Vice Chairperson of the Central Committee of the China Democratic National Construction Association

Personal details
- Born: January 1926 Shouyang County, Shanxi, China
- Died: September 9, 2022 (aged 96) Beijing, China
- Party: China Democratic National Construction Association

= Zhu Yuancheng =

Chinese politician (1926–2022)

Zhu Yuancheng (朱元成; January 1926 – September 9, 2022) was a Chinese politician and social activist. A native of Shouyang County, Shanxi, he was a long-serving leader of the China Democratic National Construction Association (CDNCA) and a close friend of the Chinese Communist Party. Zhu held senior leadership posts within the association, including Vice Chairperson of its Central Committee, and was an experienced participant in China’s system of political consultation.

== Biography ==
Zhu Yuancheng was born in January 1926 in Shouyang County, Shanxi. From 1940 to 1946, he worked as a clerk at Gonghehou Department Store in Qiqihar, gaining early experience in commerce and urban economic life. Between 1946 and 1959, he became active in organizations representing industry and commerce, serving as director of the Sixth District Shop Clerks’ Association in Qiqihar, a standing committee member and later chairperson of the Qiqihar Federation of Industry and Commerce, and as a vice chairperson of the Heilongjiang Federation of Industry and Commerce.
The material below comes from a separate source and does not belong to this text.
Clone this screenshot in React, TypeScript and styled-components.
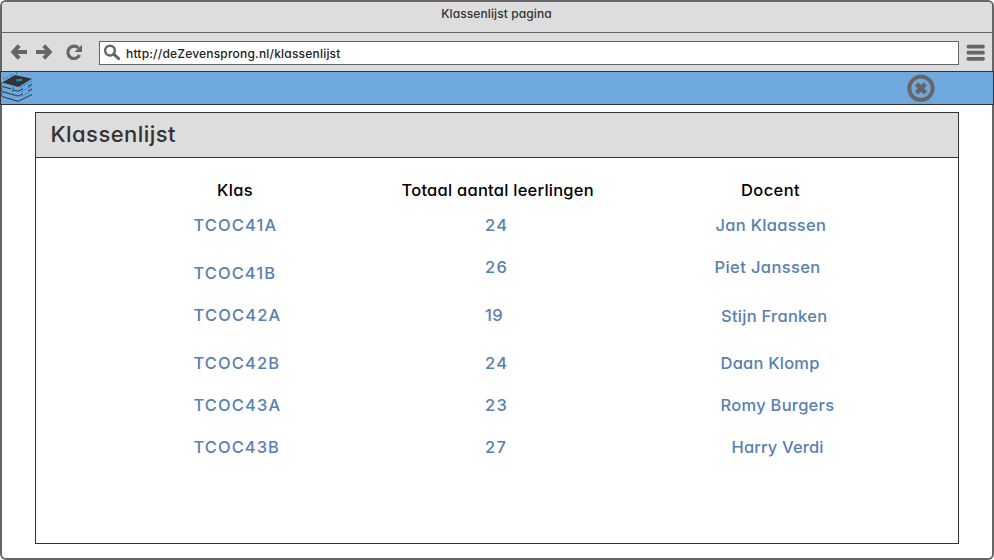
import React from 'react';
import styled, { createGlobalStyle } from 'styled-components';

const GlobalStyle = createGlobalStyle`
  * { box-sizing: border-box; }
  body { margin: 0; background: #fff; }
  #root { font-family: Inter, "Open Sans", sans-serif; font-feature-settings: 'cv11'; }
`;

const BrowserWindow = styled.div`
  width: 994px;
  height: 560px;
  display: flex;
  flex-direction: column;
  border: 2px solid #666;
  border-radius: 6px;
  background: #fff;
`;

const TitleBar = styled.div`
  height: 31px;
  flex: none;
  padding-right: 1px;
  border-bottom: 1px solid #666;
  border-radius: 4px 4px 0 0;
  background: #ddd;
  color: #333;
  text-align: center;
  font-size: 12px;
  font-weight: 500;
  line-height: 23px;
  letter-spacing: 0.1px;
`;

const Toolbar = styled.div`
  height: 38px;
  flex: none;
  display: flex;
  align-items: center;
  padding: 2px 6px 0 8px;
  background: #ddd;
`;

const NavButtons = styled.div`
  display: flex;
  flex: none;
  width: 89px;
  height: 20px;
`;

const AddressBar = styled.div`
  width: 860px;
  height: 24px;
  flex: none;
  display: flex;
  align-items: center;
  border: 1px solid #666;
  background: #fff;
  color: #222;
  font-size: 12px;
  font-weight: 500;
  line-height: 23px;
  letter-spacing: 0.2px;
`;

const SearchSlot = styled.span`
  width: 26px;
  height: 22px;
  flex: none;
`;

const MenuButton = styled.span`
  width: 20px;
  height: 20px;
  flex: none;
  margin-left: 7px;
`;

const AppBar = styled.div`
  height: 34px;
  flex: none;
  display: flex;
  align-items: center;
  justify-content: space-between;
  margin: 0 -2px;
  padding-right: 58px;
  border: 1px solid #333;
  background: #6fa8dc;
`;

const Panel = styled.section`
  width: 924px;
  height: 432px;
  margin: 7px 0 0 33px;
  border: 1px solid #333;
  background: #fff;
`;

const PanelTitle = styled.h1`
  height: 45px;
  margin: 0;
  padding-left: 14.5px;
  border-bottom: 1px solid #333;
  background: #ddd;
  color: #333;
  font-size: 22px;
  font-weight: 500;
  line-height: 42px;
  letter-spacing: 0.45px;
`;

const Columns = styled.div`
  display: flex;
  padding: 22px 0 0 157.5px;
`;

const Column = styled.div<{ $width: number }>`
  width: ${p => p.$width}px;
  display: flex;
  flex-direction: column;
`;

const Cell = styled.div<{ $gap: number; $indent?: number; $spacing: number }>`
  margin-top: ${p => p.$gap}px;
  margin-left: ${p => p.$indent ?? 0}px;
  color: #5880b1;
  font-size: 16.5px;
  font-weight: 500;
  line-height: 20px;
  letter-spacing: ${p => p.$spacing}px;
  white-space: nowrap;
`;

const HeaderCell = styled(Cell)`
  color: #000;
`;

interface Entry { text: string; gap: number; indent?: number; spacing: number }
interface ColumnData { width: number; header: Entry; entries: Entry[] }

const columns: ColumnData[] = [
  {
    width: 291.5,
    header: { text: 'Klas', gap: 0, indent: 23.5, spacing: 0.35 },
    entries: [
      { text: 'TCOC41A', gap: 15, spacing: 1.1 },
      { text: 'TCOC41B', gap: 28, spacing: 1.05 },
      { text: 'TCOC42A', gap: 22, spacing: 1.15 },
      { text: 'TCOC42B', gap: 28, spacing: 1.1 },
      { text: 'TCOC43A', gap: 22, spacing: 1.1 },
      { text: 'TCOC43B', gap: 22, spacing: 1.05 },
    ],
  },
  {
    width: 229,
    header: { text: 'Totaal aantal leerlingen', gap: 0, indent: -83.5, spacing: 0.24 },
    entries: [
      { text: '24', gap: 15, spacing: 1.3 },
      { text: '26', gap: 22, spacing: 1.3 },
      { text: '19', gap: 28, spacing: 0.5 },
      { text: '24', gap: 28, spacing: 1.3 },
      { text: '23', gap: 22, spacing: 1.3 },
      { text: '27', gap: 22, spacing: 1.3 },
    ],
  },
  {
    width: 200,
    header: { text: 'Docent', gap: 0, indent: 27, spacing: 0.4 },
    entries: [
      { text: 'Jan Klaassen', gap: 15, indent: 1.5, spacing: 0.28 },
      { text: 'Piet Janssen', gap: 22, indent: 0.6, spacing: 0.38 },
      { text: 'Stijn Franken', gap: 29, indent: 7, spacing: 0.27 },
      { text: 'Daan Klomp', gap: 27, indent: 6.6, spacing: 0.2 },
      { text: 'Romy Burgers', gap: 22, indent: 6.6, spacing: 0.25 },
      { text: 'Harry Verdi', gap: 22, indent: 17.6, spacing: 0.14 },
    ],
  },
];

const NavIcons = () => (
  <svg width="80" height="20" viewBox="0 0.5 80 20" fill="none" stroke="#666">
    <path d="M9.2 3.2 3.3 9.5l5.900 6.300M3.800 9.500H17" strokeWidth="4" />
    <path d="M33.800 3.200l5.900 6.300-5.900 6.300M39.200 9.500H26" strokeWidth="4" />
    <path d="M68.400 5.400A6.200 6.200 0 1 0 69.600 12.500" strokeWidth="3.200" />
    <path d="M72 2.200v7.300h-7.300z" fill="#666" stroke="none" />
  </svg>
);

const SearchIcon = () => (
  <svg width="26" height="22" viewBox="0 0 26 22" fill="none" stroke="#666">
    <circle cx="10" cy="8.600" r="4.900" strokeWidth="2.400" />
    <path d="M13.700 12.200l5 4.400" strokeWidth="3" strokeLinecap="round" />
  </svg>
);

const MenuIcon = () => (
  <svg width="20" height="20" viewBox="0 0.500 20 20" fill="#666">
    <rect x="0.700" y="2.200" width="18" height="3.800" rx="1.400" />
    <rect x="0.700" y="8.300" width="18" height="3.800" rx="1.400" />
    <rect x="0.700" y="14.400" width="18" height="3.800" rx="1.400" />
  </svg>
);

const BooksIcon = () => (
  <svg width="33" height="32" viewBox="1 72 33 32" fill="none">
    <path d="M2 82.500 15 75l17 3.800L18.500 87z" fill="#333" />
    <path d="M16 79.300l6-.6v2.200l-5.500.5z" fill="#0e8bcb" />
    <path d="M3 78.500l5-1.500M9 75.800l4-1M16.500 72v3" stroke="#0e8bcb" strokeWidth="1" strokeDasharray="2 1" />
    <path
      d="M2 82.500c-1 1-1 3 0 4l9 2.300M14 90l4 1.300 5-2.600M2 87.500c-1 1-1 3 0 4l16 4.600 5-2.600M2 92.500c-1 1-1 3 0 4l16 4.800 14-6.800M28 86.500l4-2.200M28 91l4-2"
      stroke="#333"
      strokeWidth="1"
    />
    <path d="M20 87.500l11.500-6M21 91.800l10.500-5.500M21 96.300l10.500-5.500" stroke="#1688c8" strokeWidth="1" strokeDasharray="2.500 1.200" />
    <path d="M13 87.200v4.800" stroke="#0e8bcb" strokeWidth="2" />
  </svg>
);

const CloseIcon = () => (
  <svg width="28" height="28" viewBox="0 0 28 28" fill="none" stroke="#666">
    <circle cx="14" cy="14.300" r="11.700" strokeWidth="3.900" />
    <path d="M9.500 9.800l9 9M18.500 9.800l-9 9" strokeWidth="4.600" />
  </svg>
);

export default function App() {
  return (
    <>
      <GlobalStyle />
      <BrowserWindow>
        <TitleBar>Klassenlijst pagina</TitleBar>
        <Toolbar>
          <NavButtons><NavIcons /></NavButtons>
          <AddressBar>
            <SearchSlot><SearchIcon /></SearchSlot>
            http://deZevensprong.nl/klassenlijst
          </AddressBar>
          <MenuButton><MenuIcon /></MenuButton>
        </Toolbar>
        <AppBar>
          <BooksIcon />
          <CloseIcon />
        </AppBar>
        <Panel>
          <PanelTitle>Klassenlijst</PanelTitle>
          <Columns>
            {columns.map(({ width, header, entries }) => (
              <Column key={header.text} $width={width}>
                <HeaderCell $gap={header.gap} $indent={header.indent} $spacing={header.spacing}>
                  {header.text}
                </HeaderCell>
                {entries.map(e => (
                  <Cell key={`${e.text}-${e.gap}`} $gap={e.gap} $indent={e.indent} $spacing={e.spacing}>
                    {e.text}
                  </Cell>
                ))}
              </Column>
            ))}
          </Columns>
        </Panel>
      </BrowserWindow>
    </>
  );
}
Zhu joined the China Democratic National Construction Association in 1956. From 1959 to 1980, he served as deputy director and later director of the Qiqihar Municipal Service Bureau, while also acting as chairperson of the Qiqihar Municipal Committee of the CDNCA. His work during this period combined public administration with united front activities.

From 1980 to 1992, Zhu held senior posts within the CDNCA at the provincial level, serving successively as Vice Chairperson and Secretary-General, Vice Chairperson, and Chairperson of the Heilongjiang Provincial Committee. At the same time, he was Vice Chairperson of the Qiqihar Municipal Committee of the Chinese People's Political Consultative Conference (CPPCC), as well as a standing committee member and deputy secretary-general of the Heilongjiang Provincial CPPCC.

After 1992, Zhu Yuancheng served at the national level as Vice Chairperson and Secretary-General of the 6th Central Committee of the CDNCA, Vice Chairperson of its 7th Central Committee, and Honorary Vice Chairperson of its 8th Central Committee. He was also a member of the 7th National Committee of the CPPCC, a standing committee member and deputy secretary-general of the 8th National Committee, and a standing committee member of the 9th National Committee.

Zhu Yuancheng died of illness in Beijing on September 9, 2022, at the age of 97.